Paterson's central role in silk manufacturing formed a connection between America and the Asian, Middle Eastern, and European cultures that also cherished silk. As Richard Kurin of the Smithsonian Institution explains, “Silk both epitomized and played a major role in the early development of what we now characterize as a global economic and cultural system.” In the late 19th century, historians began to describe the old routes of the global trade of silk as the “Silk Road.” In recent years, historians at the Smithsonian and universities around the world have expanded the traditional view of the Silk Road and have recognized that the historical connection between East and West exists to this day.
In 1998 the cellist Yo-Yo Ma created the Silk Road Project, celebrating how people shared art and music along the modern Silk Road and promoting continued cultural collaboration between Asia, Europe, and the Americas. The Aga Khan, Imam of the Shia Imami Ismaili Muslims and direct descendant of Muhammad, has contributed generously to the Silk Road Project, particularly in the Muslim nations. Four years later, the Smithsonian organized—and the National Park Service cosponsored—the 2002 Folklife Festival to celebrate the modern Silk Road. The Aga Khan and Yo-Yo Ma joined Secretary of State Colin Powell in opening the festival. At the festival, Richard Kennedy of the Smithsonian Institute pointed out that since the tragic events of September 11, understanding the United States’ vital connection to the Silk Road has become increasingly more important, and that there is no better time “to celebrate the longstanding relationships that have existed between east and west and north and south.”

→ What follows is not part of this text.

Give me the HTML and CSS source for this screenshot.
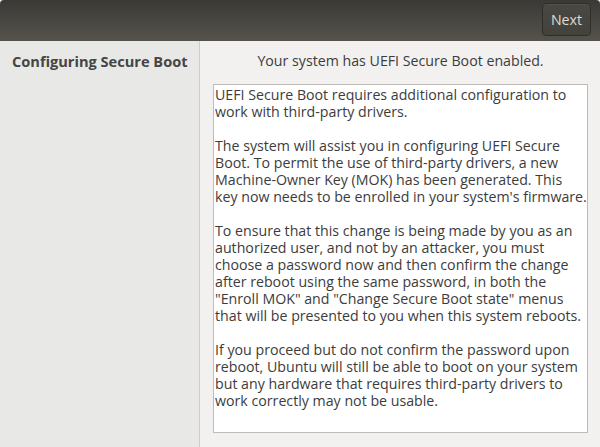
FILE: index.html
```html
<!DOCTYPE html>
<html>
<head>
<meta charset="utf-8">
<link rel="stylesheet" href="styles.css">
</head>
<body>
<div class="window">
  <header class="headerbar">
    <button class="next">Next</button>
  </header>
  <div class="main">
    <aside class="sidebar">
      <div class="step">Configuring Secure Boot</div>
    </aside>
    <section class="content">
      <div class="intro">Your system has UEFI Secure Boot enabled.</div>
      <div class="textbox">
        <p>UEFI Secure Boot requires additional configuration to<br>work with third-party drivers.</p>
        <p>The system will assist you in configuring UEFI Secure<br>Boot. To permit the use of third-party drivers, a new<br>Machine-Owner Key (MOK) has been generated. This<br>key now needs to be enrolled in your system's firmware.</p>
        <p>To ensure that this change is being made by you as an<br>authorized user, and not by an attacker, you must<br>choose a password now and then confirm the change<br>after reboot using the same password, in both the<br>"Enroll MOK" and "Change Secure Boot state" menus<br>that will be presented to you when this system reboots.</p>
        <p>If you proceed but do not confirm the password upon<br>reboot, Ubuntu will still be able to boot on your system<br>but any hardware that requires third-party drivers to<br>work correctly may not be usable.</p>
      </div>
    </section>
  </div>
</div>
</body>
</html>
```

FILE: styles.css
```css
html, body {
  margin: 0;
  padding: 0;
  width: 600px;
  height: 447px;
  overflow: hidden;
  background: #f2f1f0;
}
.window {
  display: flex;
  flex-direction: column;
  width: 600px;
  height: 447px;
  font-family: "Open Sans", "Noto Sans", sans-serif;
  font-size: 14.2px;
  color: #4c4c4c;
}
.headerbar {
  height: 41px;
  flex: none;
  box-sizing: border-box;
  display: flex;
  justify-content: flex-end;
  align-items: flex-start;
  padding: 3px 9px 0 0;
  background: linear-gradient(to bottom, #3a3935, #56534c);
  border-radius: 4px 4px 0 0;
}
.next {
  width: 49px;
  height: 33px;
  box-sizing: border-box;
  border: 1px solid #2f2e2a;
  border-radius: 4px;
  background: linear-gradient(to bottom, #4a4843, #44423d);
  box-shadow: inset 0 1px rgba(255,255,255,0.06);
  color: #dfdbd2;
  font-family: "Open Sans", "Noto Sans", sans-serif;
  font-size: 14.2px;
  padding: 0 0 1px 0;
}
.main {
  flex: 1;
  display: flex;
}
.sidebar {
  width: 200px;
  flex: none;
  box-sizing: border-box;
  background: #e8e8e7;
  border-right: 1px solid #cfcdca;
  padding: 10px 0 0 12px;
}
.step {
  font-weight: bold;
  font-size: 14.6px;
  color: #454545;
  line-height: 20px;
  white-space: nowrap;
}
.content {
  flex: 1;
  display: flex;
  flex-direction: column;
  padding: 10px 12px 12px 13px;
  background: #f2f1f0;
}
.intro {
  text-align: center;
  line-height: 20px;
  color: #3c3c3c;
  margin-bottom: 13px;
}
.textbox {
  width: 375px;
  height: 349px;
  box-sizing: border-box;
  background: #ffffff;
  border: 1px solid #bfbcb7;
  padding: 1px 1px;
  line-height: 17px;
  color: #3c3c3c;
  white-space: nowrap;
  overflow: hidden;
}
.textbox p {
  margin: 0 0 17px 0;
}
```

Paterson has the second largest Muslim population in America, and the Paterson National Park continues to be privileged with strong Muslim-American support. Dr. Alvin Felzenberg, a political scientist and an expert on New Jersey history, explains that Paterson is a station on the Silk Road not just because of its history as the “Silk City,” but also because of its strong Muslim population and the “large numbers of Islamic citizens who continue to work in Paterson textile businesses.” Dr. Felzenberg, who also served as the Principal Spokesman for the 9/11 Commission, writes that a Paterson National Park would create a connection between Muslims and the Park Service, while promoting valuable cultural interchanges between Muslims and other Americans.
Just as Paterson’s silk industry launched early American leaders into the global marketplace, Paterson’s place on the modern Silk Road will help prepare new generations of American leaders for global citizenship.